I highly value these words. Don´t waste food for whatever purpose. Food is thrown away every day without people thinking what effect that has on your food prices and of the prices of food for the poorer regions in the world. The more you throw away, the more expensive food will get, believe it or not. And it does make a huge difference for poor people if rice costs twice as much or even more.

Beside that real food has been a trend for the last few years. Many people and media (but not all) prefer that to the rather unreal look of the years before, using glycerine, etc.. You can use oil though to keep the food "alive" a little longer.

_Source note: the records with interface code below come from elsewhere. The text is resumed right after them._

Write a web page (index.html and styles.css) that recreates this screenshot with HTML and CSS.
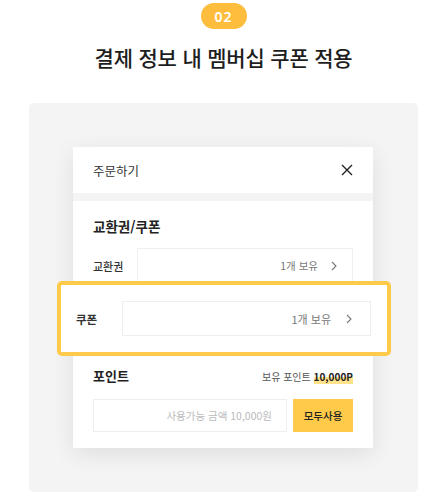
FILE: index.html
```html
<!DOCTYPE html>
<html lang="ko">
<head>
<meta charset="utf-8">
<link rel="stylesheet" href="styles.css">
</head>
<body>
<div class="page">
  <div class="step">
    <span class="badge">02</span>
    <h1 class="title">결제 정보 내 멤버십 쿠폰 적용</h1>
  </div>
  <div class="stage">
    <div class="card">
      <div class="card-head">
        <span class="card-title">주문하기</span>
        <svg class="close" width="12" height="12" viewBox="0 0 12 12"><path d="M1 1L11 11M11 1L1 11" stroke="#222" stroke-width="1.4" fill="none"/></svg>
      </div>
      <div class="band"></div>
      <div class="section sec-coupon">
        <div class="sec-title">교환권/쿠폰</div>
        <div class="row">
          <span class="row-label">교환권</span>
          <div class="row-box"><span>1개 보유</span><svg class="chev" width="6" height="10" viewBox="0 0 6 10"><path d="M1 1L5 5L1 9" stroke="#777" stroke-width="1.1" fill="none"/></svg></div>
        </div>
        <div class="row row-under">
          <span class="row-label"></span>
          <div class="row-box"></div>
        </div>
      </div>
      <div class="section sec-point">
        <div class="point-head">
          <span class="sec-title">포인트</span>
          <span class="own">보유 포인트 <b class="mark">10,000P</b></span>
        </div>
        <div class="point-row">
          <div class="input">사용가능 금액 10,000원</div>
          <button class="use-all">모두사용</button>
        </div>
      </div>
      <div class="focus">
        <span class="focus-label">쿠폰</span>
        <div class="focus-box"><span>1개 보유</span><svg class="chev" width="6" height="10" viewBox="0 0 6 10"><path d="M1 1L5 5L1 9" stroke="#777" stroke-width="1.1" fill="none"/></svg></div>
      </div>
    </div>
  </div>
</div>
</body>
</html>
```

FILE: styles.css
```css
* { box-sizing: border-box; }
html, body { margin: 0; padding: 0; background: #fff; }
body {
  font-family: "Noto Sans CJK KR", "Noto Sans", sans-serif;
  color: #222;
  width: 442px;
}
.page { padding: 3px 24px 0 29px; }
.step { display: flex; flex-direction: column; align-items: center; }
.badge {
  display: flex; align-items: center; justify-content: center;
  width: 46px; height: 26px; border-radius: 13px;
  background: #ffbd3e; color: #fff;
  font-size: 14px; font-weight: 600; letter-spacing: 1px;
  font-family: "Noto Sans", "Noto Sans CJK KR", sans-serif;
}
.title {
  margin: 13px 0 0; font-size: 21px; font-weight: 500; line-height: 30px;
  color: #1e1e1e; letter-spacing: -0.2px;
}
.stage {
  margin-top: 31px;
  background: #f4f4f4; border-radius: 5px;
  padding: 44px 44px 44px;
  height: 389px;
}
.card {
  position: relative;
  width: 300px; background: #fff;
  box-shadow: 0 6px 22px rgba(0,0,0,0.09);
}
.card-head {
  height: 46px; display: flex; align-items: center; justify-content: space-between;
  padding: 0 20px;
}
.card-title { font-size: 12.5px; color: #333; }
.band { height: 8px; background: #f4f4f4; }
.section { padding: 0 20px; }
.sec-coupon { padding-top: 16px; padding-bottom: 20px; }
.sec-title { font-size: 13.5px; font-weight: 700; line-height: 18px; color: #222; }
.sec-coupon .sec-title { margin-bottom: 13px; }
.row { display: flex; align-items: center; height: 35px; }
.row + .row { margin-top: 7px; }
.row-label { width: 44px; font-size: 11px; font-weight: 500; color: #333; }
.row-box {
  flex: 1; height: 35px; border: 1px solid #efefef;
  display: flex; align-items: center; justify-content: flex-end;
  padding-right: 15px; font-size: 10.5px; color: #777; gap: 13px;
}
.sec-point { padding-top: 22px; padding-bottom: 16px; }
.point-head { display: flex; justify-content: space-between; align-items: center; height: 18px; }
.point-head .sec-title { font-size: 13px; }
.own { font-size: 10px; color: #555; }
.mark {
  font-weight: 700; color: #222;
  background: linear-gradient(transparent 55%, #ffe28a 55%);
}
.point-row { display: flex; gap: 6px; margin-top: 14px; height: 33px; }
.input {
  flex: 1; border: 1px solid #eee; display: flex; align-items: center; justify-content: flex-end;
  padding-right: 14px; font-size: 10.5px; color: #bbb;
}
.use-all {
  width: 60px; border: 0; background: #ffc94a; color: #222;
  font-family: inherit; font-size: 10.5px; font-weight: 500; padding: 0;
}
.focus {
  position: absolute; left: -16px; top: 134px;
  width: 334px; height: 75px;
  border: 4px solid #ffc94a; border-radius: 5px; background: #fff;
  display: flex; align-items: center; padding: 0 16px 0 15px;
}
.focus-label { width: 46px; font-size: 11.5px; font-weight: 700; color: #333; }
.focus-box {
  flex: 1; height: 35px; border: 1px solid #eee;
  display: flex; align-items: center; justify-content: flex-end;
  padding-right: 18px; font-size: 11px; color: #777; gap: 15px;
}
```
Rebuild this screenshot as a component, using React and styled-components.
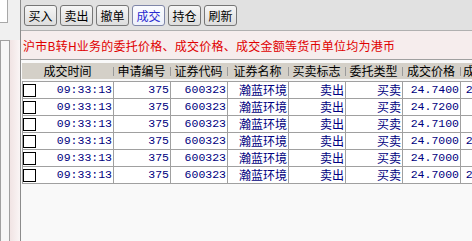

In regard to your photography: 
In your first image you used a 35mm f1.8 lens, but you closed the aperture pretty much to f5.6. Modern food photography works with rather shallow depth, so experience with smaller numbers and you´ll see a big change. Also try to use longer lenses to get an even shallower focus and more blur.
Get lower with your camera and shoot more horizontal to get even more blur to the background

The light streaks from the table are from the back, but the reflection comes from the right IMO. However, I wouldn´t mind the reflection too much - if you used a white plate instead, that wouldn´ be a problem at all.
You could use the window as a second light source though - open it!!! I´d use it as the main light and use the flash as backlight, BECAUSE: backlight is your biggest friend when it comes to food photography. I wouldn´ worry too much about color temperature of the different lights. Both should be close to daylight when you cook your lunch , and the table probably changes the light color more than a cloud outside would. 
I´m not the biggest food photographer, but here is just one of my straight out of camera shots to show you what pretty simple backlight can do.





I could have cleaned the silverware though 

To be honest I don´t like the table too much. Think about getting some old wood - be it real wood, or parquet floor that you can quickly set up and tear down (not the kitchen material I have used - that looks too artificial).


----------



## jcdeboever (Nov 17, 2016)

photo1x1.com said:


> redbourn said:
> 
> 
> > tirediron said:
> ...



Interesting way to eat a can of canned cat food, I would try it this way...


----------



## redbourn (Nov 17, 2016)

photo1x1.com said:


> redbourn said:
> 
> 
> > tirediron said:
> ...


----------



## redbourn (Nov 17, 2016)

photo1x1.com said:


> redbourn said:
> 
> 
> > tirediron said:
> ...



Thanks very much! Some very helpful stuff!

I have some wood textures and have tried a couple. When I shoot straight  down I think they work, but when I shot at an angle I couldn't get the textures to match the angle of the photo. Maybe easier just to get a few different wood backgrounds.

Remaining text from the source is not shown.